◆ **YOUR INSTRUCTIONS**
Copy the material that follows word for word and omit its pictures.

**** DATASET CONTENT ****

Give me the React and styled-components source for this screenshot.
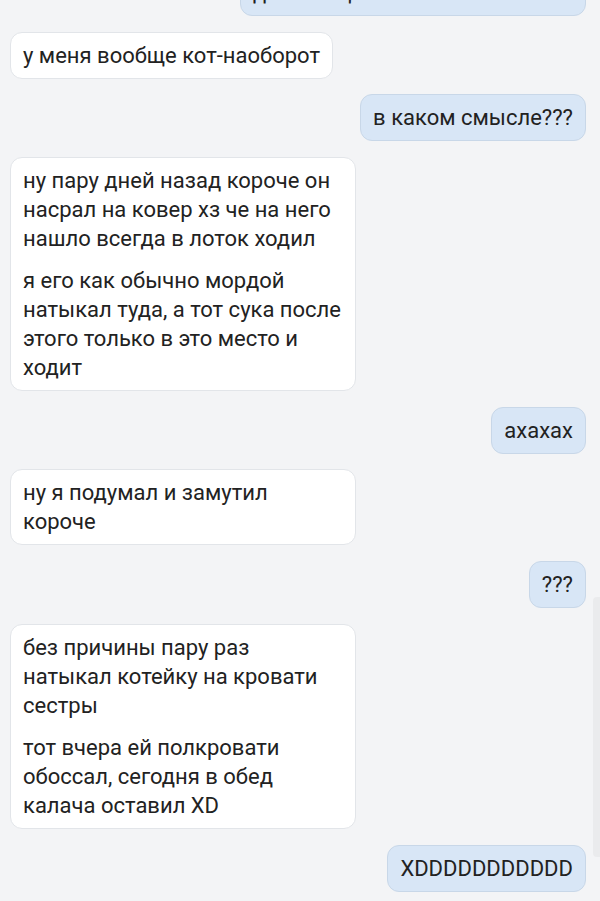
import React from "react";
import styled, { createGlobalStyle } from "styled-components";

const GlobalStyle = createGlobalStyle`
	html, body {
		margin: 0;
		padding: 0;
		background: #f3f4f6;
	}
	body {
		font-family: Roboto, "Noto Sans", sans-serif;
		-webkit-font-smoothing: antialiased;
	}
`;

const Screen = styled.div`
	position: relative;
	width: 600px;
	height: 901px;
	overflow: hidden;
	background: #f3f4f6;
`;

const Feed = styled.div`
	display: flex;
	flex-direction: column;
	gap: 15.7px;
	padding: 0 14px 0 10px;
	margin-top: -31px;
`;

const Row = styled.div`
	display: flex;
	justify-content: ${({ out }) => (out ? "flex-end" : "flex-start")};
`;

const Bubble = styled.div`
	display: flex;
	flex-direction: column;
	gap: 13px;
	box-sizing: border-box;
	max-width: 346px;
	padding: 8px 12px;
	border-radius: 12px;
	background: ${({ out }) => (out ? "#d8e6f6" : "#ffffff")};
	border: 1px solid ${({ out }) => (out ? "#c8d7e8" : "#e2e5e9")};
	color: #222222;
	font-size: 22px;
	line-height: 29px;
`;

const Para = styled.p`
	margin: 0;
`;

const ScrollTrack = styled.div`
	position: absolute;
	right: 0;
	top: 597px;
	width: 7px;
	height: 260px;
	border-radius: 4px 0 0 4px;
	background: #eaebed;
`;

const messages = [
	{ out: true, text: ["да вообще ничего не понимаю"], wide: true },
	{ out: false, text: ["у меня вообще кот-наоборот"] },
	{ out: true, text: ["в каком смысле???"] },
	{
		out: false,
		text: [
			"ну пару дней назад короче он насрал на ковер хз че на него нашло всегда в лоток ходил",
			"я его как обычно мордой натыкал туда, а тот сука после этого только в это место и ходит",
		],
	},
	{ out: true, text: ["ахахах"] },
	{ out: false, text: ["ну я подумал и замутил короче"] },
	{ out: true, text: ["???"] },
	{
		out: false,
		text: [
			"без причины пару раз натыкал котейку на кровати сестры",
			"тот вчера ей полкровати обоссал, сегодня в обед калача оставил XD",
		],
	},
	{ out: true, text: ["XDDDDDDDDDDD"] },
];

export default function App() {
	return (
		<Screen>
			<GlobalStyle />
			<Feed>
				{messages.map((m, i) => (
					<Row key={i} out={m.out ? 1 : 0}>
						<Bubble out={m.out ? 1 : 0} style={m.wide ? { width: 346 } : undefined}>
							{m.text.map((t, j) => (
								<Para key={j}>{t}</Para>
							))}
						</Bubble>
					</Row>
				))}
			</Feed>
			<ScrollTrack />
		</Screen>
	);
}
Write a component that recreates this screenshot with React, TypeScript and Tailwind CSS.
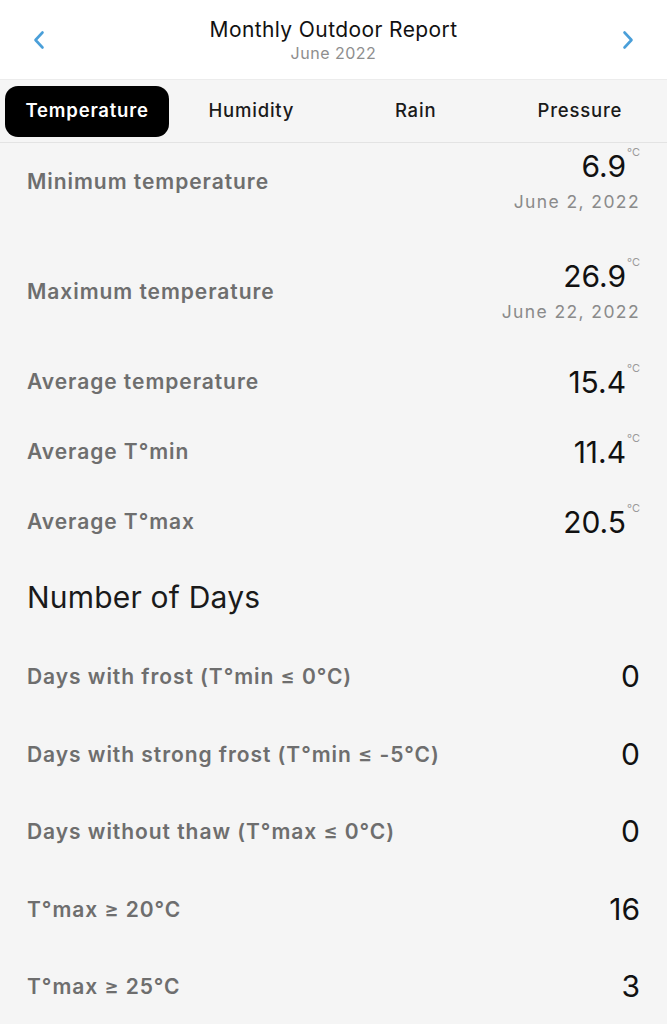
import React from 'react';

const tabs = ['Temperature', 'Humidity', 'Rain', 'Pressure'];

interface TempRow {
  label: string;
  value: string;
  date?: string;
}

const tempRows: TempRow[] = [
  { label: 'Minimum temperature', value: '6.9', date: 'June 2, 2022' },
  { label: 'Maximum temperature', value: '26.9', date: 'June 22, 2022' },
  { label: 'Average temperature', value: '15.4' },
  { label: 'Average T°min', value: '11.4' },
  { label: 'Average T°max', value: '20.5' },
];

const dayRows = [
  { label: 'Days with frost (T°min ≤ 0°C)', value: '0' },
  { label: 'Days with strong frost (T°min ≤ -5°C)', value: '0' },
  { label: 'Days without thaw (T°max ≤ 0°C)', value: '0' },
  { label: 'T°max ≥ 20°C', value: '16' },
  { label: 'T°max ≥ 25°C', value: '3' },
];

const Chevron: React.FC<{ dir: 'left' | 'right' }> = ({ dir }) => (
  <svg width="12" height="20" viewBox="0 0 12 20" fill="none" stroke="#4a9fd9" strokeWidth={2.6} strokeLinecap="round" strokeLinejoin="round">
    {dir === 'left' ? <path d="M9.5 2.5 L2.5 10 L9.5 17.5" /> : <path d="M2.5 2.5 L9.5 10 L2.5 17.5" />}
  </svg>
);

const Row: React.FC<TempRow> = ({ label, value, date }) => (
  <div className={`flex items-center justify-between pl-[27px] pr-[27px] ${date ? 'h-[110px]' : 'h-[70px]'}`}>
    <span className="text-[21px] tracking-[0.95px] font-semibold text-[#6e6e6e]">{label}</span>
    <div className="flex flex-col items-end">
      <div className="flex items-start">
        <span className="text-[30px] leading-[34px] text-[#111]">{value}</span>
        <span className="text-[11px] leading-none text-[#9a9a9a] ml-[1px] -mt-[2px]">°C</span>
      </div>
      {date && <span className="mt-[6px] text-[17.5px] tracking-[1.4px] text-[#8a8a8a]">{date}</span>}
    </div>
  </div>
);

export default function App() {
  return (
    <div className="w-[667px] h-[1024px] overflow-hidden bg-[#f5f5f5] font-['Inter',sans-serif] flex flex-col">
      {/* Header */}
      <header className="h-[80px] bg-white flex items-center justify-between px-[33px] border-b border-[#ececec]">
        <Chevron dir="left" />
        <div className="flex flex-col items-center">
          <h1 className="text-[21px] tracking-[0.4px] leading-[26px] text-[#111] mt-[1px]">Monthly Outdoor Report</h1>
          <p className="text-[16px] leading-[20px] tracking-[0.5px] text-[#8e8e8e]">June 2022</p>
        </div>
        <Chevron dir="right" />
      </header>

      {/* Tabs */}
      <nav className="h-[63px] px-[5px] grid grid-cols-4 items-center border-b border-[#e3e3e3] bg-[#f5f5f5]">
        {tabs.map((t, i) => (
          <button
            key={t}
            className={`h-[51px] rounded-[13px] text-[18.5px] tracking-[0.8px] ${i === 0 ? 'bg-black text-white font-semibold' : 'text-[#1a1a1a] font-medium'}`}
          >
            {t}
          </button>
        ))}
      </nav>

      {/* Scrolled content */}
      <div className="flex-1 overflow-hidden">
        <div className="-mt-[16px]">
          {tempRows.map((r) => (
            <Row key={r.label} {...r} />
          ))}
          <h2 className="h-[81px] flex items-center pl-[27px] text-[30px] tracking-[0.2px] text-[#1a1a1a]">Number of Days</h2>
          {dayRows.map((r) => (
            <div key={r.label} className="h-[77.5px] flex items-center justify-between pl-[27px] pr-[27px]">
              <span className="text-[21px] tracking-[0.95px] font-semibold text-[#6e6e6e]">{r.label}</span>
              <span className="text-[30px] text-[#111]">{r.value}</span>
            </div>
          ))}
        </div>
      </div>
    </div>
  );
}
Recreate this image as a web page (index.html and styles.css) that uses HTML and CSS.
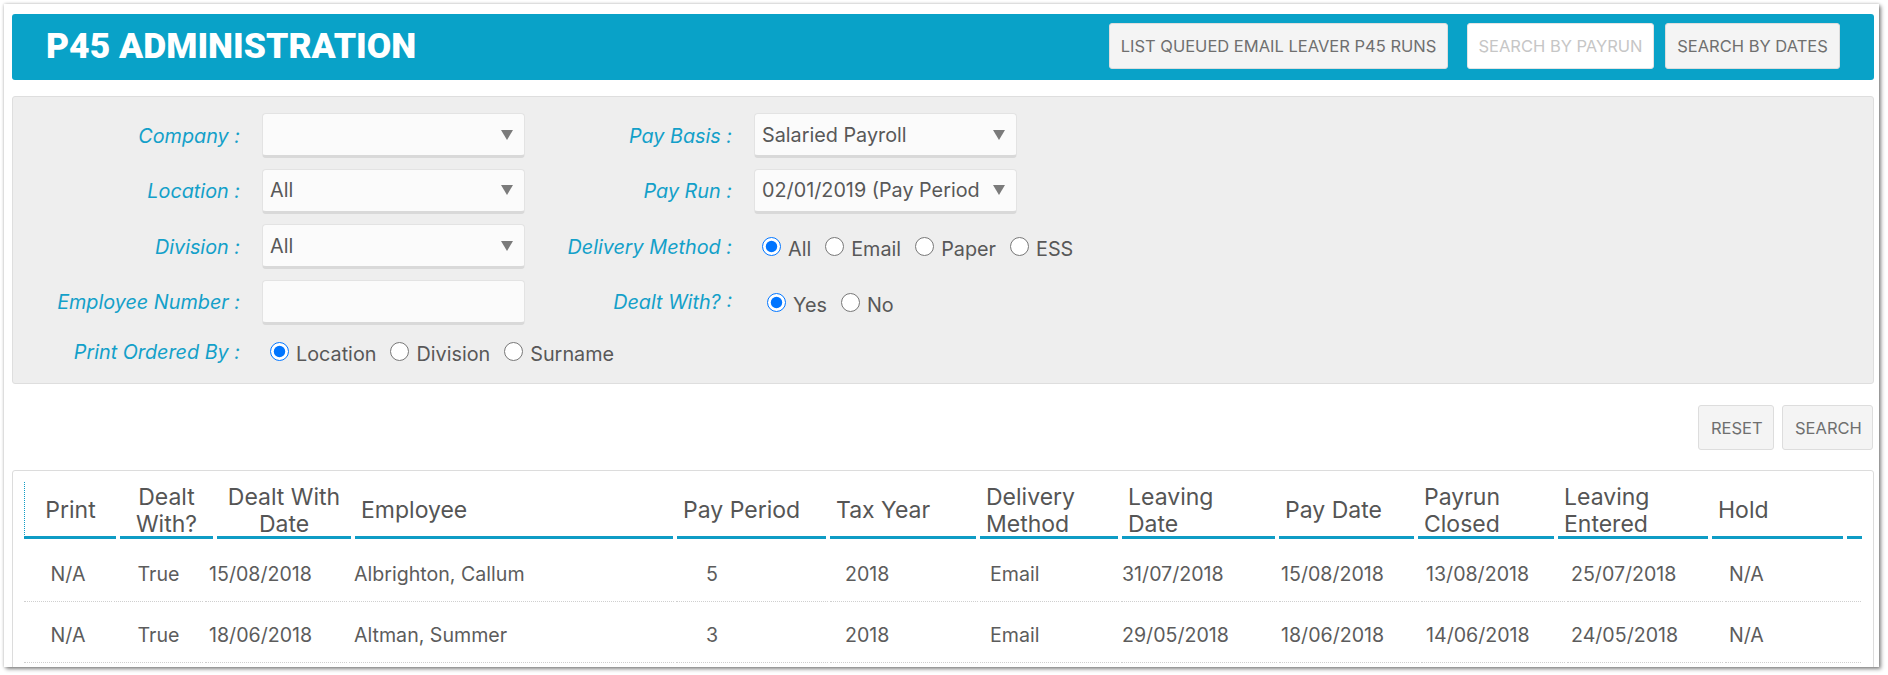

****

◆ **COMPLETE OUTPUT**
Give me the React and styled-components source for this screenshot.
import React from "react";
import styled, { createGlobalStyle } from "styled-components";

const GlobalStyle = createGlobalStyle`
	html, body {
		margin: 0;
		padding: 0;
		background: #f3f4f6;
	}
	body {
		font-family: Roboto, "Noto Sans", sans-serif;
		-webkit-font-smoothing: antialiased;
	}
`;

const Screen = styled.div`
	position: relative;
	width: 600px;
	height: 901px;
	overflow: hidden;
	background: #f3f4f6;
`;

const Feed = styled.div`
	display: flex;
	flex-direction: column;
	gap: 15.7px;
	padding: 0 14px 0 10px;
	margin-top: -31px;
`;

const Row = styled.div`
	display: flex;
	justify-content: ${({ out }) => (out ? "flex-end" : "flex-start")};
`;

const Bubble = styled.div`
	display: flex;
	flex-direction: column;
	gap: 13px;
	box-sizing: border-box;
	max-width: 346px;
	padding: 8px 12px;
	border-radius: 12px;
	background: ${({ out }) => (out ? "#d8e6f6" : "#ffffff")};
	border: 1px solid ${({ out }) => (out ? "#c8d7e8" : "#e2e5e9")};
	color: #222222;
	font-size: 22px;
	line-height: 29px;
`;

const Para = styled.p`
	margin: 0;
`;

const ScrollTrack = styled.div`
	position: absolute;
	right: 0;
	top: 597px;
	width: 7px;
	height: 260px;
	border-radius: 4px 0 0 4px;
	background: #eaebed;
`;

const messages = [
	{ out: true, text: ["да вообще ничего не понимаю"], wide: true },
	{ out: false, text: ["у меня вообще кот-наоборот"] },
	{ out: true, text: ["в каком смысле???"] },
	{
		out: false,
		text: [
			"ну пару дней назад короче он насрал на ковер хз че на него нашло всегда в лоток ходил",
			"я его как обычно мордой натыкал туда, а тот сука после этого только в это место и ходит",
		],
	},
	{ out: true, text: ["ахахах"] },
	{ out: false, text: ["ну я подумал и замутил короче"] },
	{ out: true, text: ["???"] },
	{
		out: false,
		text: [
			"без причины пару раз натыкал котейку на кровати сестры",
			"тот вчера ей полкровати обоссал, сегодня в обед калача оставил XD",
		],
	},
	{ out: true, text: ["XDDDDDDDDDDD"] },
];

export default function App() {
	return (
		<Screen>
			<GlobalStyle />
			<Feed>
				{messages.map((m, i) => (
					<Row key={i} out={m.out ? 1 : 0}>
						<Bubble out={m.out ? 1 : 0} style={m.wide ? { width: 346 } : undefined}>
							{m.text.map((t, j) => (
								<Para key={j}>{t}</Para>
							))}
						</Bubble>
					</Row>
				))}
			</Feed>
			<ScrollTrack />
		</Screen>
	);
}
Write a component that recreates this screenshot with React, TypeScript and Tailwind CSS.
import React from 'react';

const tabs = ['Temperature', 'Humidity', 'Rain', 'Pressure'];

interface TempRow {
  label: string;
  value: string;
  date?: string;
}

const tempRows: TempRow[] = [
  { label: 'Minimum temperature', value: '6.9', date: 'June 2, 2022' },
  { label: 'Maximum temperature', value: '26.9', date: 'June 22, 2022' },
  { label: 'Average temperature', value: '15.4' },
  { label: 'Average T°min', value: '11.4' },
  { label: 'Average T°max', value: '20.5' },
];

const dayRows = [
  { label: 'Days with frost (T°min ≤ 0°C)', value: '0' },
  { label: 'Days with strong frost (T°min ≤ -5°C)', value: '0' },
  { label: 'Days without thaw (T°max ≤ 0°C)', value: '0' },
  { label: 'T°max ≥ 20°C', value: '16' },
  { label: 'T°max ≥ 25°C', value: '3' },
];

const Chevron: React.FC<{ dir: 'left' | 'right' }> = ({ dir }) => (
  <svg width="12" height="20" viewBox="0 0 12 20" fill="none" stroke="#4a9fd9" strokeWidth={2.6} strokeLinecap="round" strokeLinejoin="round">
    {dir === 'left' ? <path d="M9.5 2.5 L2.5 10 L9.5 17.5" /> : <path d="M2.5 2.5 L9.5 10 L2.5 17.5" />}
  </svg>
);

const Row: React.FC<TempRow> = ({ label, value, date }) => (
  <div className={`flex items-center justify-between pl-[27px] pr-[27px] ${date ? 'h-[110px]' : 'h-[70px]'}`}>
    <span className="text-[21px] tracking-[0.95px] font-semibold text-[#6e6e6e]">{label}</span>
    <div className="flex flex-col items-end">
      <div className="flex items-start">
        <span className="text-[30px] leading-[34px] text-[#111]">{value}</span>
        <span className="text-[11px] leading-none text-[#9a9a9a] ml-[1px] -mt-[2px]">°C</span>
      </div>
      {date && <span className="mt-[6px] text-[17.5px] tracking-[1.4px] text-[#8a8a8a]">{date}</span>}
    </div>
  </div>
);

export default function App() {
  return (
    <div className="w-[667px] h-[1024px] overflow-hidden bg-[#f5f5f5] font-['Inter',sans-serif] flex flex-col">
      {/* Header */}
      <header className="h-[80px] bg-white flex items-center justify-between px-[33px] border-b border-[#ececec]">
        <Chevron dir="left" />
        <div className="flex flex-col items-center">
          <h1 className="text-[21px] tracking-[0.4px] leading-[26px] text-[#111] mt-[1px]">Monthly Outdoor Report</h1>
          <p className="text-[16px] leading-[20px] tracking-[0.5px] text-[#8e8e8e]">June 2022</p>
        </div>
        <Chevron dir="right" />
      </header>

      {/* Tabs */}
      <nav className="h-[63px] px-[5px] grid grid-cols-4 items-center border-b border-[#e3e3e3] bg-[#f5f5f5]">
        {tabs.map((t, i) => (
          <button
            key={t}
            className={`h-[51px] rounded-[13px] text-[18.5px] tracking-[0.8px] ${i === 0 ? 'bg-black text-white font-semibold' : 'text-[#1a1a1a] font-medium'}`}
          >
            {t}
          </button>
        ))}
      </nav>

      {/* Scrolled content */}
      <div className="flex-1 overflow-hidden">
        <div className="-mt-[16px]">
          {tempRows.map((r) => (
            <Row key={r.label} {...r} />
          ))}
          <h2 className="h-[81px] flex items-center pl-[27px] text-[30px] tracking-[0.2px] text-[#1a1a1a]">Number of Days</h2>
          {dayRows.map((r) => (
            <div key={r.label} className="h-[77.5px] flex items-center justify-between pl-[27px] pr-[27px]">
              <span className="text-[21px] tracking-[0.95px] font-semibold text-[#6e6e6e]">{r.label}</span>
              <span className="text-[30px] text-[#111]">{r.value}</span>
            </div>
          ))}
        </div>
      </div>
    </div>
  );
}
Recreate this image as a web page (index.html and styles.css) that uses HTML and CSS.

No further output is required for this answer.